## GIVEN INSTRUCTION
Pull every line containing "React" out of the material below.

## GIVEN MATERIAL
▽

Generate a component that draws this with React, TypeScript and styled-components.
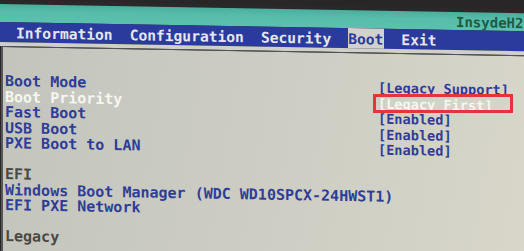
import React from "react";
import styled, { createGlobalStyle } from "styled-components";

const GlobalStyle = createGlobalStyle`
  html, body {
    margin: 0;
    padding: 0;
    background: #282627;
    overflow: hidden;
  }
`;

const FONT = `"DejaVu Sans Mono", "Liberation Mono", monospace`;

const Viewport = styled.div`
  position: relative;
  width: 524px;
  height: 251px;
  overflow: hidden;
  background: #282627;
`;

const Screen = styled.div`
  width: 540px;
  height: 262px;
  display: flex;
  flex-direction: column;
  transform: skewY(1deg);
  transform-origin: 0 0;
  font-family: ${FONT};
  font-weight: bold;
`;

const TopEdge = styled.div`
  height: 4px;
  background: #2a2829;
`;

const TitleBar = styled.div`
  height: 18px;
  display: flex;
  align-items: flex-end;
  padding-left: 456px;
  background: linear-gradient(180deg, #4aae9c 0%, #57bcaa 40%, #5cc0ae 100%);
  overflow: hidden;
`;

const Brand = styled.span`
  font-size: 14px;
  line-height: 16px;
  color: #1d5b45;
  white-space: nowrap;
  letter-spacing: 0px;
`;

const MenuBar = styled.div`
  height: 20px;
  display: flex;
  align-items: stretch;
  gap: 17px;
  padding-left: 16px;
  background: #2b3b9d;
`;

const MenuItem = styled.div<{ $active?: boolean }>`
  display: flex;
  align-items: center;
  padding: ${(p) => (p.$active ? "1px 1px 0 0" : "1px 0 0 0")};
  font-size: 14.6px;
  color: ${(p) => (p.$active ? "#2b3b9d" : "#e4e6f0")};
  background: ${(p) => (p.$active ? "#d2d2ca" : "transparent")};
  white-space: nowrap;
`;

const Gap = styled.div`
  height: 4px;
  background: #cfd0c8;
`;

const Content = styled.div`
  flex: 1;
  margin-left: 1px;
  border-top: 1px solid #56565a;
  border-left: 2px solid #56565a;
  padding: 27px 0 0 2px;
  background: linear-gradient(100deg, #c3c5bd 0%, #ccccc3 45%, #d9d7ca 100%);
  display: flex;
  flex-direction: column;
`;

const Row = styled.div`
  display: grid;
  grid-template-columns: 373px auto;
  height: 15.5px;
  align-items: center;
  white-space: nowrap;
`;

type Tone = "blue" | "white" | "gray";

const toneColor = (t: Tone) =>
  t === "white" ? "#f6f6f1" : t === "gray" ? "#4a4842" : "#2f3d96";

const Label = styled.span<{ $tone: Tone }>`
  font-size: 15px;
  line-height: 15.5px;
  color: ${(p) => toneColor(p.$tone)};
`;

const Value = styled.span<{ $tone: Tone }>`
  font-size: 13.6px;
  line-height: 15.5px;
  color: ${(p) => toneColor(p.$tone)};
`;

const Highlight = styled.div`
  position: absolute;
  left: 373px;
  top: 94px;
  width: 140px;
  height: 19px;
  box-sizing: border-box;
  border: 3px solid #e3363b;
  pointer-events: none;
`;

const menu = ["Information", "Configuration", "Security", "Boot", "Exit"];

const rows: { label: string; tone: Tone; value?: string }[] = [
  { label: "Boot Mode", tone: "blue", value: "[Legacy Support]" },
  { label: "Boot Priority", tone: "white", value: "[Legacy First]" },
  { label: "Fast Boot", tone: "blue", value: "[Enabled]" },
  { label: "USB Boot", tone: "blue", value: "[Enabled]" },
  { label: "PXE Boot to LAN", tone: "blue", value: "[Enabled]" },
  { label: "", tone: "blue" },
  { label: "EFI", tone: "gray" },
  { label: "Windows Boot Manager (WDC WD10SPCX-24HWST1)", tone: "blue" },
  { label: "EFI PXE Network", tone: "blue" },
  { label: "", tone: "blue" },
  { label: "Legacy", tone: "gray" },
];

export default function App() {
  return (
    <>
      <GlobalStyle />
      <Viewport>
        <Screen>
          <TopEdge />
          <TitleBar>
            <Brand>InsydeH2O Setup Utility</Brand>
          </TitleBar>
          <MenuBar>
            {menu.map((m) => (
              <MenuItem key={m} $active={m === "Boot"}>
                {m}
              </MenuItem>
            ))}
          </MenuBar>
          <Gap />
          <Content>
            {rows.map((r, i) => (
              <Row key={i}>
                <Label $tone={r.tone}>{r.label}</Label>
                {r.value ? <Value $tone={r.tone}>{r.value}</Value> : <span />}
              </Row>
            ))}
          </Content>
        </Screen>
        <Highlight />
      </Viewport>
    </>
  );
}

△

## RESULT OF THE TASK
Generate a component that draws this with React, TypeScript and styled-components.
import React from "react";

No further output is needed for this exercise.